Here we use the same query builder as bm25:control but we switched the similarity function to BM25 and a weighted sum for the incoming links query independant factor. We expect this bucket to behaves poorly in term of click through compared to the control group.
We test this to confirm our assumptions that the current query builder and the allfield approach is not designed for the bm25 similarity.
discernatron nDCG@5 score: 0.2689

  1. bm25:inclinks

Here we switch to a per field query builder using only incoming links as a query independant factor. This is the best contender according to discernatron. We expect an increase in clickthrough because it tends rank obvious matches in the top 3.
discernatron nDCG@5 score: 0.3362

  1. bm25:inclinks_pv

Similar to bm25:inclinks but with we added pageviews as an additional query independent factor, the weight for pageviews is still very low compared to incoming links. The is test is mostly to see how pageviews could affect the ranking. We expect a very minimal difference in behavior compared to bm25:inclinks.
discernatron nDCG@5 score: 0.3359

  1. bm25:inclinks_pv_reverse

Similar to bm25:inclinks_pv with an additional field to track typos in the first 2 chars. Today the "did you mean suggestion" engine is unable to suggest a fix for the query "qlbert einstein". We expect a slight decrease in zero result rates and hopefully an increase in click-through rate.
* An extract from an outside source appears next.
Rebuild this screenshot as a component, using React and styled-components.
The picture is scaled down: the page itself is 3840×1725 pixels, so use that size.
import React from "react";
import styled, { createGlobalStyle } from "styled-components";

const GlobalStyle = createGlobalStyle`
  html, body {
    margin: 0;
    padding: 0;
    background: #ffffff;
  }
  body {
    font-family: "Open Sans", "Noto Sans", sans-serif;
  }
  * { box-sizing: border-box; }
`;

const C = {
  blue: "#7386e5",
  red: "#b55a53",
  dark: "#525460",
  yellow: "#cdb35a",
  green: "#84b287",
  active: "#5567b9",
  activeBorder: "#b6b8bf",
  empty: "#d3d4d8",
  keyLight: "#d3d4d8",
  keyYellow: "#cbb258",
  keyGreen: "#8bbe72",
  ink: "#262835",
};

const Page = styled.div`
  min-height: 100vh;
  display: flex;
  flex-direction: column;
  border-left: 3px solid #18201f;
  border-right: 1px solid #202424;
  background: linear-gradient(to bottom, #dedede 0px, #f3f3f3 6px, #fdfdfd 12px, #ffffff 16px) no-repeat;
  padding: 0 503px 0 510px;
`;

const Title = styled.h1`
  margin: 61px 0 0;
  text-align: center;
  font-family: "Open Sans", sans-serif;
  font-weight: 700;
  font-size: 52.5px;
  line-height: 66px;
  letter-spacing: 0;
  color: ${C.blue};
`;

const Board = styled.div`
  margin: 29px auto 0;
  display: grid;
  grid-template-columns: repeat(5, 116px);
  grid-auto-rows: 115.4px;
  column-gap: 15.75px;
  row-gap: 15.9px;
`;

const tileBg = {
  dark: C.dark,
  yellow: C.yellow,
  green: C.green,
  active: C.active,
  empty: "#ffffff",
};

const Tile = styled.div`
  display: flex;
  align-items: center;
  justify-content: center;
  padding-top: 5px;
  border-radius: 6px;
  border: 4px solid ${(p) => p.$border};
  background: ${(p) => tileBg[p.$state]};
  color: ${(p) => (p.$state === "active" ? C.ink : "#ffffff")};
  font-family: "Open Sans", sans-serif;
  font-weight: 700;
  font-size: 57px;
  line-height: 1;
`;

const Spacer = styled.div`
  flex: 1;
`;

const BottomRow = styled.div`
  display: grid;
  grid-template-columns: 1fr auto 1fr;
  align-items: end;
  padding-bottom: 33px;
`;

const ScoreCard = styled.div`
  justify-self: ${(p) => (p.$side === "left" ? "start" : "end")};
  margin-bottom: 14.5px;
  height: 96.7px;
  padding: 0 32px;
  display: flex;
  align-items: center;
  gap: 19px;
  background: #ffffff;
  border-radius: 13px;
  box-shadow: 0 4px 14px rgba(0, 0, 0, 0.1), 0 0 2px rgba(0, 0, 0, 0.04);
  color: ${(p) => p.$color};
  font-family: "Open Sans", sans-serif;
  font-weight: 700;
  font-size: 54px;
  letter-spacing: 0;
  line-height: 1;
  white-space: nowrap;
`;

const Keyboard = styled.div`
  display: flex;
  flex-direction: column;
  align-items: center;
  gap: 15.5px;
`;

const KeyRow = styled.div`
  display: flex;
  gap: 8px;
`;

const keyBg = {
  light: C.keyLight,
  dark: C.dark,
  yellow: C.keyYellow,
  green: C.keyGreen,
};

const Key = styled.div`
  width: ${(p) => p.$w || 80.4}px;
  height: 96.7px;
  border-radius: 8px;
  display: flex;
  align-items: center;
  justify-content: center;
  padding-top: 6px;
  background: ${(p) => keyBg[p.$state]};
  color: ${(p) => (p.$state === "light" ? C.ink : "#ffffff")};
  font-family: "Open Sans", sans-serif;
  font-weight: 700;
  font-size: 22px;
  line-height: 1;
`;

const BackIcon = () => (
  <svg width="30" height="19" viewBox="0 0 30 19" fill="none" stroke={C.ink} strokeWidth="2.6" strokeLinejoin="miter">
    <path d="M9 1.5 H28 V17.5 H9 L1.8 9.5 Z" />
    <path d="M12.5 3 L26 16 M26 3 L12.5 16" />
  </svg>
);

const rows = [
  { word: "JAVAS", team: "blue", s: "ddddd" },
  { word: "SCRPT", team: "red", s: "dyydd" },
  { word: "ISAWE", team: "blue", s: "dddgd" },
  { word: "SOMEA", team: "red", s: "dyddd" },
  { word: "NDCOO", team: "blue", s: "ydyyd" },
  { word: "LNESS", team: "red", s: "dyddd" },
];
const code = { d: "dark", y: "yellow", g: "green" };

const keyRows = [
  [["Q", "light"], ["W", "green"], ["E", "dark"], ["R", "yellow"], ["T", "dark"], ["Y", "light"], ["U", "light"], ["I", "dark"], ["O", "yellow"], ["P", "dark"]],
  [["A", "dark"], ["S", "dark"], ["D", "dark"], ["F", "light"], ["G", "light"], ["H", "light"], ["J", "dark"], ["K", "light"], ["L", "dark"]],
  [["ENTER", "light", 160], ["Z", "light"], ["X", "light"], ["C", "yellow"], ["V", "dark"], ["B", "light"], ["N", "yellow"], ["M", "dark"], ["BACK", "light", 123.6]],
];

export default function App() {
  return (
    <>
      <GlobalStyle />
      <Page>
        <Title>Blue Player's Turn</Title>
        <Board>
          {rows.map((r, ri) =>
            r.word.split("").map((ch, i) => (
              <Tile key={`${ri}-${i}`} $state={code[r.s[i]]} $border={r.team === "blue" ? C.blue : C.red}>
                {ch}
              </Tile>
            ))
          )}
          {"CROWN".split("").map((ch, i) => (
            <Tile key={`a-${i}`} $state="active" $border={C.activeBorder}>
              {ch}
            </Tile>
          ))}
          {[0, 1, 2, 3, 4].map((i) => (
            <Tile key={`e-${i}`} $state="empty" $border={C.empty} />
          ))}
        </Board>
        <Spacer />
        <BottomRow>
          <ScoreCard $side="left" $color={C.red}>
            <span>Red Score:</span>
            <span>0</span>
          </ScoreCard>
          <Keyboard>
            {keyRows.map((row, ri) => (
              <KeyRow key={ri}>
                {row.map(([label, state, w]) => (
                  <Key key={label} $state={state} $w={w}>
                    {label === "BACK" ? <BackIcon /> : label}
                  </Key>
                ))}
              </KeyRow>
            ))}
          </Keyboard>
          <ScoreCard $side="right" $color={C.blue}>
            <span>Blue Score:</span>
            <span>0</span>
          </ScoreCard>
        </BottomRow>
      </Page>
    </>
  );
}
This test is added to measure the benefit of such field, did you mean suggestion are not great and the question here is: will this increase noise and provide more annoying suggestions or will it help our users?
discernatron nDCG@5 score: 0.3359 (this feature can't be really tested with discernatron today)
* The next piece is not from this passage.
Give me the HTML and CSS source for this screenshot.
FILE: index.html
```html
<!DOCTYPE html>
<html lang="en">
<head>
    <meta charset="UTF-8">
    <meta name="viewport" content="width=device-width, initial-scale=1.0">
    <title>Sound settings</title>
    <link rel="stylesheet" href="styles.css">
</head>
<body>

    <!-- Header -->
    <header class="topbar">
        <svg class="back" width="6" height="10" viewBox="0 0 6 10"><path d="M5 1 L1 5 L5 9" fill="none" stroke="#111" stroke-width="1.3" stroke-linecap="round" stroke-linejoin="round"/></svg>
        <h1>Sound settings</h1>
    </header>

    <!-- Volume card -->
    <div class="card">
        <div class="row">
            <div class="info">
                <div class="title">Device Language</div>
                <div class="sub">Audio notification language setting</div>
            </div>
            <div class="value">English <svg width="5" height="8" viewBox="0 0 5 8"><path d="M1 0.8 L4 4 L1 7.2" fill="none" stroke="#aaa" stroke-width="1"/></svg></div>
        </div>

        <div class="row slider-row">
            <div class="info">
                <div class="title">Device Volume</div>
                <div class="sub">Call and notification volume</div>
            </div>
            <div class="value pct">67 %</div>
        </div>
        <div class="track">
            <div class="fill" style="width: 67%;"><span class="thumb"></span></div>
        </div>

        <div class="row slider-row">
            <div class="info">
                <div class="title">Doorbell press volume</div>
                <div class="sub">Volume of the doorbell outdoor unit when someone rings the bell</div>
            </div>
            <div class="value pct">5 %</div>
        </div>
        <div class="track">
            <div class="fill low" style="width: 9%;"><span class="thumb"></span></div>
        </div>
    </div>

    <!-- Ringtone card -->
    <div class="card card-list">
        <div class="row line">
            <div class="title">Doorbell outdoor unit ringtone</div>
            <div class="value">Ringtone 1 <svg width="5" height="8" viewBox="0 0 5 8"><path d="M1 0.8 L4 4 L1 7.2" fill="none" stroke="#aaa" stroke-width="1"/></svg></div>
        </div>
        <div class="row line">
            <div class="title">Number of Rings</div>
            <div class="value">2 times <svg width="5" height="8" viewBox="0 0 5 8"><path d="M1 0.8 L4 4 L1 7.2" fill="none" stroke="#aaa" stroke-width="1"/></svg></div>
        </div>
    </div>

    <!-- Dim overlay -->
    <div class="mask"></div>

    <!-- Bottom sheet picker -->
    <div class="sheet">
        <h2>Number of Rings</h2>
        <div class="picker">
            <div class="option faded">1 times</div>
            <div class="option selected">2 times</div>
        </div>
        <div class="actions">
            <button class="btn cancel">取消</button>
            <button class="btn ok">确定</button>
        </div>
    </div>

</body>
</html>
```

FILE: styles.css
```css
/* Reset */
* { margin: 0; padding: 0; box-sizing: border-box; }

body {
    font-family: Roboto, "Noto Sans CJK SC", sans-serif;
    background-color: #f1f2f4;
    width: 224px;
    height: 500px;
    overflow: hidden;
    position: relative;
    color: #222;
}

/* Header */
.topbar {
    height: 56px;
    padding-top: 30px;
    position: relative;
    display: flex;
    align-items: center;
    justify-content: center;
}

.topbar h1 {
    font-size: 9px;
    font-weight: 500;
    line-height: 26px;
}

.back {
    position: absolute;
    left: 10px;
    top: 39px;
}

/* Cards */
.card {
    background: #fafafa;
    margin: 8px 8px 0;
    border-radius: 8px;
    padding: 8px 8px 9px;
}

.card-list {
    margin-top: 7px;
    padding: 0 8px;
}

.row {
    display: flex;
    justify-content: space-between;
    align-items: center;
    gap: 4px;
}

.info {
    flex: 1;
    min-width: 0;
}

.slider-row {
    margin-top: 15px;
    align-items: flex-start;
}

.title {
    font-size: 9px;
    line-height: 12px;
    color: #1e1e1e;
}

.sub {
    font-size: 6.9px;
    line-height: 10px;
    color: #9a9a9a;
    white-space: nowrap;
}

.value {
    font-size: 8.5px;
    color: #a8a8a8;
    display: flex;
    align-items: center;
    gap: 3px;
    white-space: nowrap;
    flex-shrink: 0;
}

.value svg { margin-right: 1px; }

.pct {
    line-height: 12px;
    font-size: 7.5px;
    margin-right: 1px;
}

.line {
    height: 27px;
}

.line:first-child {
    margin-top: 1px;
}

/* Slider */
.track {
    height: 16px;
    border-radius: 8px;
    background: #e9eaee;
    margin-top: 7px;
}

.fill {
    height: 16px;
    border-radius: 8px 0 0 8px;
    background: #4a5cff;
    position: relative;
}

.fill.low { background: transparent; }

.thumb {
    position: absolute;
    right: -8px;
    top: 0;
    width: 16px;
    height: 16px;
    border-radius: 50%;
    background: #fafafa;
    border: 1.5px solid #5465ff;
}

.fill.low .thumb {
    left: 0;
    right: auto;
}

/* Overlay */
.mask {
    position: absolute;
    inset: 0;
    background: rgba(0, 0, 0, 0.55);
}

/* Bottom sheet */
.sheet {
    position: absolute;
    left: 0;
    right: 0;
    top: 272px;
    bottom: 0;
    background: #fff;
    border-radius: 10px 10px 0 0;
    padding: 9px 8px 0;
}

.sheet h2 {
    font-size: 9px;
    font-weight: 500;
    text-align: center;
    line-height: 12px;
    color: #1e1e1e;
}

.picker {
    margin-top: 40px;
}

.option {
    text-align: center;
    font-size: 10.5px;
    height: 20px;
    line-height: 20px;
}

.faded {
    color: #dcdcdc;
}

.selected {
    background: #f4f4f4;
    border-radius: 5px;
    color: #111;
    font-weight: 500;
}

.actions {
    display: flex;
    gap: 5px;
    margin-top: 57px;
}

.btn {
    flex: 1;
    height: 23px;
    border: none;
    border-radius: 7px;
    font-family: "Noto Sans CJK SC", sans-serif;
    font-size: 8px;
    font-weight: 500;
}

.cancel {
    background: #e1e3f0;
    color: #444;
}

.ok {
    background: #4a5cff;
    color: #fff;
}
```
Overall we should see a slight decrease in ZRR for buckets 3/4/5 because of the new query builder used, ZRR should be almost identical between 1 and 2, if it's not the case it's either a sampling issue or inconsistencies with the two clusters.
We hope to see an increase in click-through for 3/4/5 due to the per field scoring approach, if it's not the case it could probably mean that the tuning done discernatron is not appropriate when applied to real world usage.
Finally we'd like to confirm that we can trust the nDCG scores as a measure for offline testing by seeing the same variation in click-through rate between buckets.

Detailed features

bucketclustersimilaritybuilderQI FactorsQI methodboost templatestitle+redirects ngramsDYM reverse field
bm25:controleqiadlucene tf/idfQueryString allfieldincoming links(similarity+phraseboost)*log10(qi+2)yesnono
bm25:allfieldcodfwBM25QueryString allfieldincoming links(similarity+phraseboost) + ∑(weight*satu(qi factor))nonono
bm25:inclinkscodfwBM25per fieldincoming links(similarity+phraseboost) + ∑(weight*satu(qi factor))noyesno
bm25:inclinks_pvcodfwBM25per fieldincoming links, pageviews(similarity+phraseboost) + ∑(weight*satu(qi factor))noyesno
bm25:inclinks_pv_revcodfwBM25per fieldincoming links, pageviews(similarity+phraseboost) + ∑(weight*satu(qi factor))noyesyes

satu is : valueᵃ/(valueᵃ+kᵃ)
a and k are constants:

bucketinclinks weihtinclinks kinclinks ᵃpageviews weihtpageviews kpageviews ᵃ

Pageviews is stored in the index as: weeklypageviews/sum(pageview for the project), values are very low and it's why pageviews k is so low.
The weights cannot be compared between each others if the query builder is different, bm25:allfield works on a single field while bm25:inclinks is a per field approach thus scores from text features are higher.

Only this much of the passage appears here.